Photos and film footage are showing that in the earliest burned areas vegetation has been sprouting. Some trees are sprouting new leaves, and grass has returned to bone dry paddocks, illustrating how rapidly the Australian landscape can regenerate, as it has for countless thousands of years. It is this story of regeneration and hope that I want to underlie some planned new works. There is no problem with colour schemes themselves – think black, various shades of grey (up to 50 …) red, orange, sandy colours, dark brown and the bright greens of fresh new vegetation.

I’m thinking in terms of mini-landscapes such as this sample I made to be part of a presentation to a mini-landscape workshop a few years ago:

Mini landscape area approx 7cm x 5cm , on black background. 2013.

I’ve often used such little landscape compilations or units within larger works, and looking at these next two quilts reminds me of how much Outback travel I have done looking at the passing changing landscape!

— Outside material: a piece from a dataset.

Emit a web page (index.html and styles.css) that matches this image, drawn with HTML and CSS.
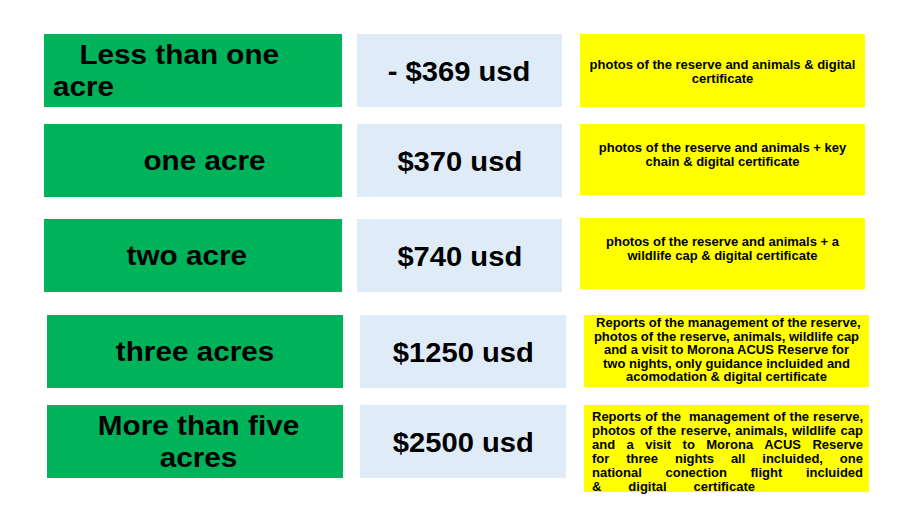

Songlines” 1997 40cm x 200cm
Ticket To Munmalary ” 1997 120cm x 150cm.
Landscape scenery changing as if on a long journey by car bus or train. Photographed against a yellow background, for some reason!

These patchwork units were all improvisationally pieced before being machine appliqued to their background fabric. However, I’ve just realised such units could also be constructed by cutting to fit precisely together like a jigsaw puzzle, fused to a background, cut out from that before hand or machine sewing onto the quilt top. I’m experimenting.